Chłopcy nie chcieli, żebyśmy cokolwiek robili i rozmawiali z trenerem. Jakby nie wierzyli, że to cokolwiek zmieni. Trener nie chciał rozmawiać, próbował uciec, ale rodzice na to nie pozwolili. Otoczyli go. Mój mąż w bardzo burzliwej rozmowie wytknął panu K., że taka osoba nie powinna w ogóle być trenerem młodzieży, że nie ma prawa tak postępować wobec zawodników. Część rodziców się w to włączyła i zaczęła się kilkunastominutowa, bardzo emocjonalna, ostra wymiana zdań. Trener oczywiście wszystko negował, do niczego się nie przyznawał. Mówił nie na temat, np., że chłopcy nie przykładają się do treningów. Nie udało się niczego uzgodnić. Trener był butny, nie wykazał żadnej pokory i oczywiście nikogo nie przeprosił za swoje zachowanie - relacjonuje matka popchniętego na boisku chłopca.
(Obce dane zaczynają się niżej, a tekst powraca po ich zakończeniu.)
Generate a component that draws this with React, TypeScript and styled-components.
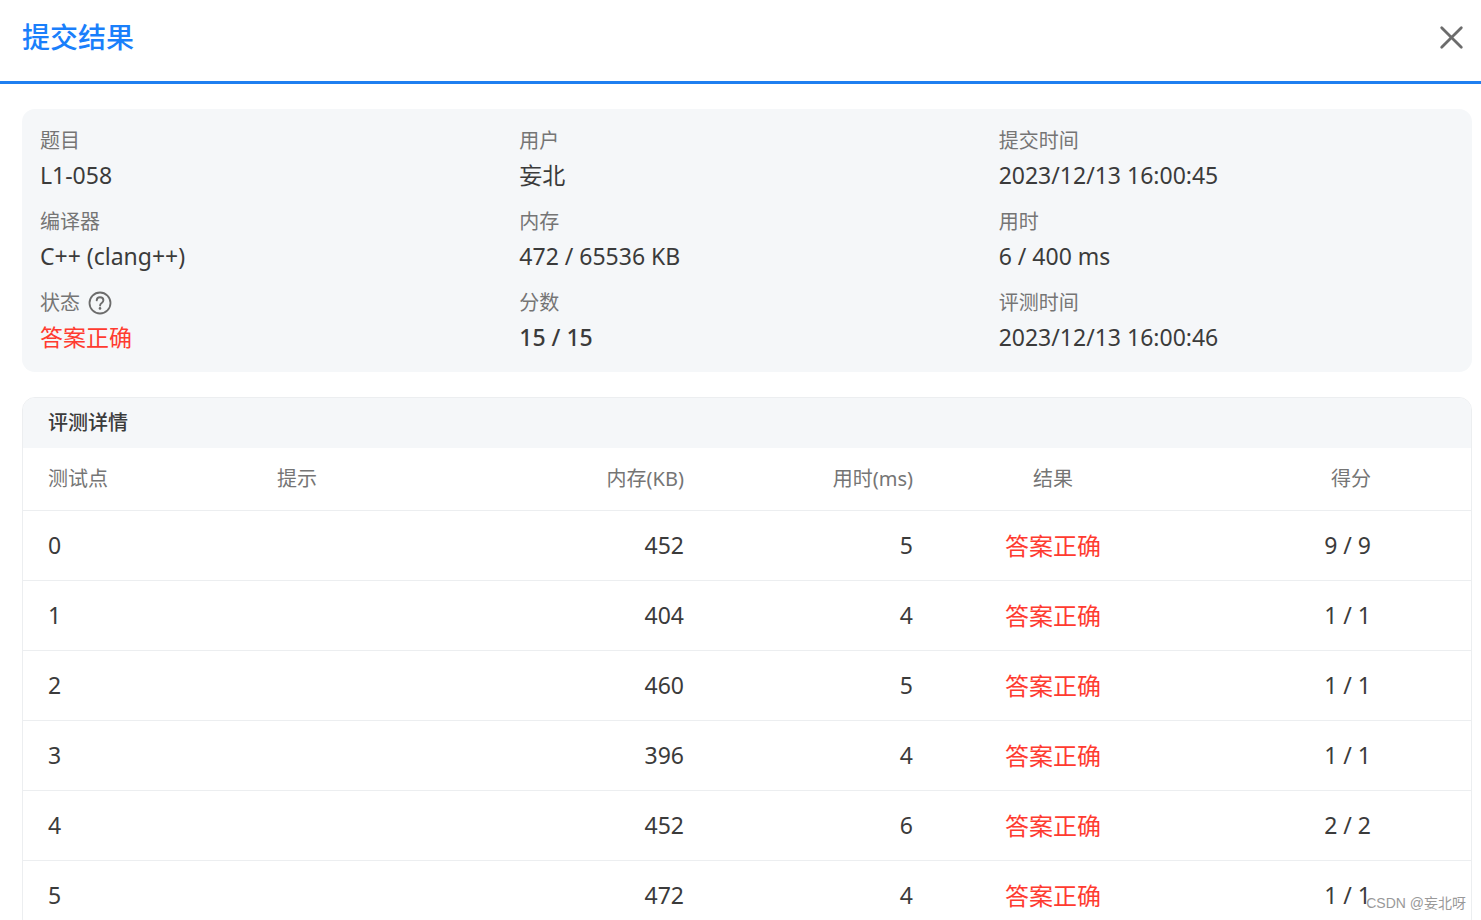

Reakcja rodziców na obsceniczne zachowanie trenera
Zaniepokojeni rodzice nie pozostali bierni wobec niepokojących sygnałów dotyczących metod pracy trenera K. Ich kroki skierowane były do Rzecznika Praw Dziecka, Mazowieckiego Związku Piłki Nożnej, a następnie do Polskiego Związku Piłki Nożnej. W swoich pismach i zgłoszeniach podkreślali, że doceniają wiedzę trenerską K. w zakresie taktyki i techniki, jednak jego naganne zachowanie jest nieakceptowalne i wymaga interwencji.
Czy naprawdę którykolwiek z trenerów uważa, że chamstwo, obelgi, bluzgi, upokarzanie i poniżanie własnych zawodników i demolowanie sprzętu na boisku i w szatni przechodzą niezauważone przez nikogo? (…) Czy pytanie (cytuję) 'Chcesz się napier***ać?' ma prawo w ogóle padać w kontekście młodego sportowca i jego trenera? Czy muszę to tłumaczyć jaśniej? To akademia piłkarska, a nie fight club. Gdyby chcieli trenować MMA, to by to robili. (…) To, co napisałam, jest uczciwe. I nie wydaje mi się, że jestem pierwszą osobą, która zwróciła uwagę na takie rzeczy". - brzmiał fragment maila, któy rodzice wystosowali do trenera K.
Niestety, pomimo formalnych zgłoszeń i interwencji, sytuacja w Progresie Warszawa nie uległa znaczącej poprawie.
"Nie ma żadnego picia! Weź zacznij biegać, albo cię zdejmę! Wtedy sobie będziesz pił do woli!" - usłyszał w odpowiedzi i wrócił do gry, a trener jeszcze pod nosem, ironicznie i kpiąco, cedził: "Podasz mi picie...". Chwilę później kolejnemu zawodnikowi chciało się pić. "Nie ma żadnej wody!" - opowiada jeden z rodziców o sytuacji, któa miała mieć miejsce podczas jednego z meczy poza klubem
Rodzice z rozczarowaniem konstatują, że ich apele o ochronę młodych zawodników przed toksycznym środowiskiem treningowym nie przyniosły oczekiwanych rezultatów.
Obecnie sprawa dotycząca nadużyć i przemocy w klubie trenera K. jest w toku- niestety, póki co bez pozytywnego rezultatu.